Lauren Birrittella in hot pink blazer
Lauren Birrittella

Shopping with Lauren Birrittella, Home Products Development ’07, is a hands-on experience. She can’t help knocking on a piece of furniture to see if it sounds like wood, or running an expensive sweater through her fingers to see whether it’s fine cashmere or some kind of blend. When she visits people’s houses, she admits, it takes every ounce of self-control not to touch everything. Fortunately, Birrittella is paid to do just that. A color, materials, and finishes (CMF) specialist at Glen Raven, Birrittella is the gatekeeper of the 10,000 different kinds of materials supplied by the North Carolina–based fabric manufacturer, best known for its Sunbrella shade textiles.

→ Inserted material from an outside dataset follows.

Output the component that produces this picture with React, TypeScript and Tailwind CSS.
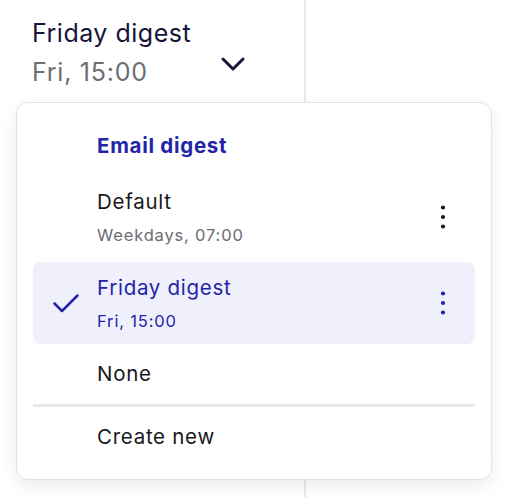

She runs the Glen Raven Materials Explorer, a free online database featuring 200 representative materials—from SPF-enhanced cloths and water-resistant fibers to antimicrobial finishes and industrial metal fasteners—that architects, furniture makers, automotive designers, and more consider incorporating into their creations. “We have so many different products, and we sell into so many different industries,” she says. “Sephora, Harvard Bioscience … and I have to know about all the new materials and innovations happening.”

Glen Raven’s Concept Gallery.
Glen Raven’s Concept Gallery.

Birrittella’s obsession began at FIT, when her senior trend project had her visiting Material ConneXion, the world’s biggest materials library and consultancy. “I thought it was the coolest place in the world,” Birrittella recalls. She got an internship and eventually was hired as an archivist maintaining a library of more than 7,000 materials. While there, she collaborated with her design hero Betsey Johnson on a weather-resistant mannequin for an outdoor installation called Sidewalk Catwalk. In 2011, Glen Raven wanted to launch a similar “Materials Explorer” library—to showcase its own textiles, as well as the metals, plastics, and other materials it carries from other manufacturers—and asked Birrittella to spearhead the project. “There was no library at all before,” she says, “so I had to work with all the market managers and designers and the people who make the fabrics to pick an assortment of 200 samples that represent those 10,000 different products. “It was initially a short-term contract to make the library, but I loved Glen Raven and Burlington so much that nine years later, I’m still here.” In addition to the online archive—which she updates continuously— Birrittella keeps Glen Raven’s six brick-and-mortar Concept Galleries stocked, organizing exhibitions on topics such as 3D printing for designers and R&D teams seeking ideas and inspiration. But she says that her work isn’t just for designers. “The way we interact with our world is affected by the quality or even just the feel of different materials,” she says. “Like, everyone is addicted to their phone, but if it felt really gross like sandpaper, would you keep pulling it out of your pocket? Probably not. It really affects everything. That’s exactly what my role is about—to show the importance of materials.”